The Lace Reader by Brunonia Barry begins:
"Every gift has a price . . .
Every piece of lace has a secret . . .
My name is Towner Whitney. No, that's not exactly true. My real first name is Sophya. Never believe me. I lie all the time. . . . "
When I flipped through this book at the library, this beginning caught my attention. I finally had time to participate in a book club monthly discussion and I was excited to read this book.
Towner (as most everyone calls her) has an interesting story to tell. She comes from an eccentric family from Salem where the women can tell fortunes in pieces of lace handcrafted by generations of women. Towner flees Salem after the suicide of her twin sister and a stay in a mental hospital but is called back when the mysterious death of her aunt and the disappearance of another woman happen. We quickly learn of the mental instability of Towner but I personally forgot about it until the end when I was shocked to learn what was really going on.

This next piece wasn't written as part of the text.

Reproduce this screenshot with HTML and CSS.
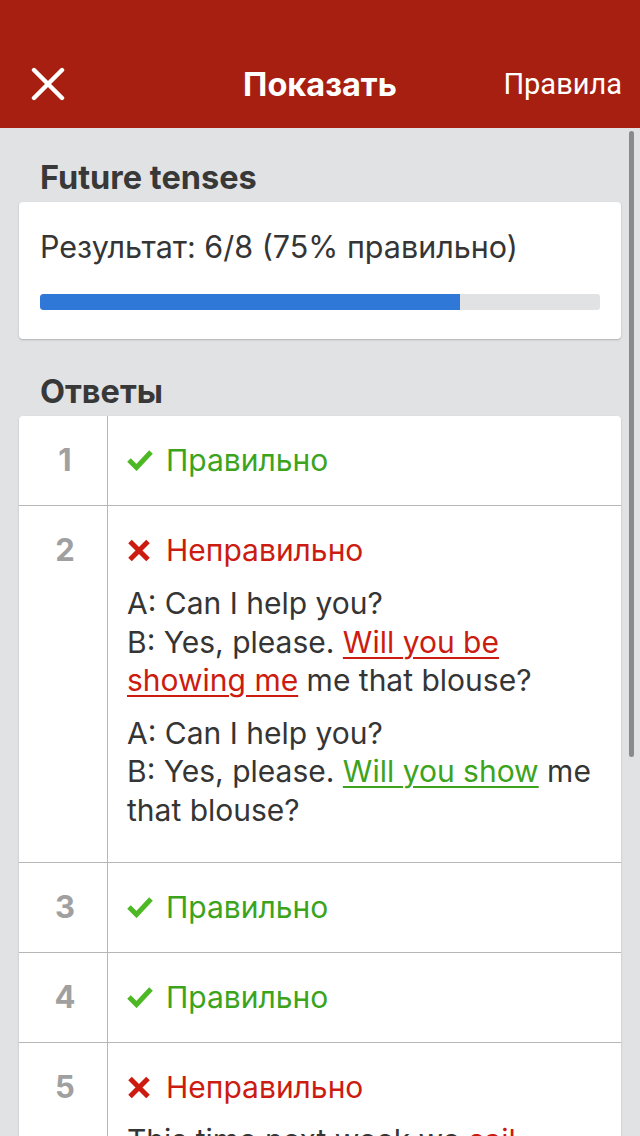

The story weaves around 5 women of the Whitney family. Obviously there is Towner which you learn to sympathize with immediately. Towner’s mother May is a recluse that lives on an island and refuses to leave. May tends to abused women and children who come to her to escape the abuse. She teaches the women to spin thread and make lace. Aunt Emma lives on the island but is even more mysterious then May. Emma came to the island after escaping from her abusive husband Cal. Cal goes to jail for a number of years but returns to Salem and forms a cult of Calvinists. They terrorize Salem with their wild Christian views of Witchcraft and promise people a better life if they are saved. We learn about Aunt Eva and her gift of healing for the town. We eventually get into the life of Towner’s twin, Lyndley, before she killed herself. I actually let out a gasp when the back story of what led up to the reason for the suicide!
While The Lace Reader is a good example of great literature, there were times the story seemed to carry on and I found myself asking what the point of this story was. The jumping around of point of views tends to be distracting and tiresome near the middle of the story but the ending was well worth the wait!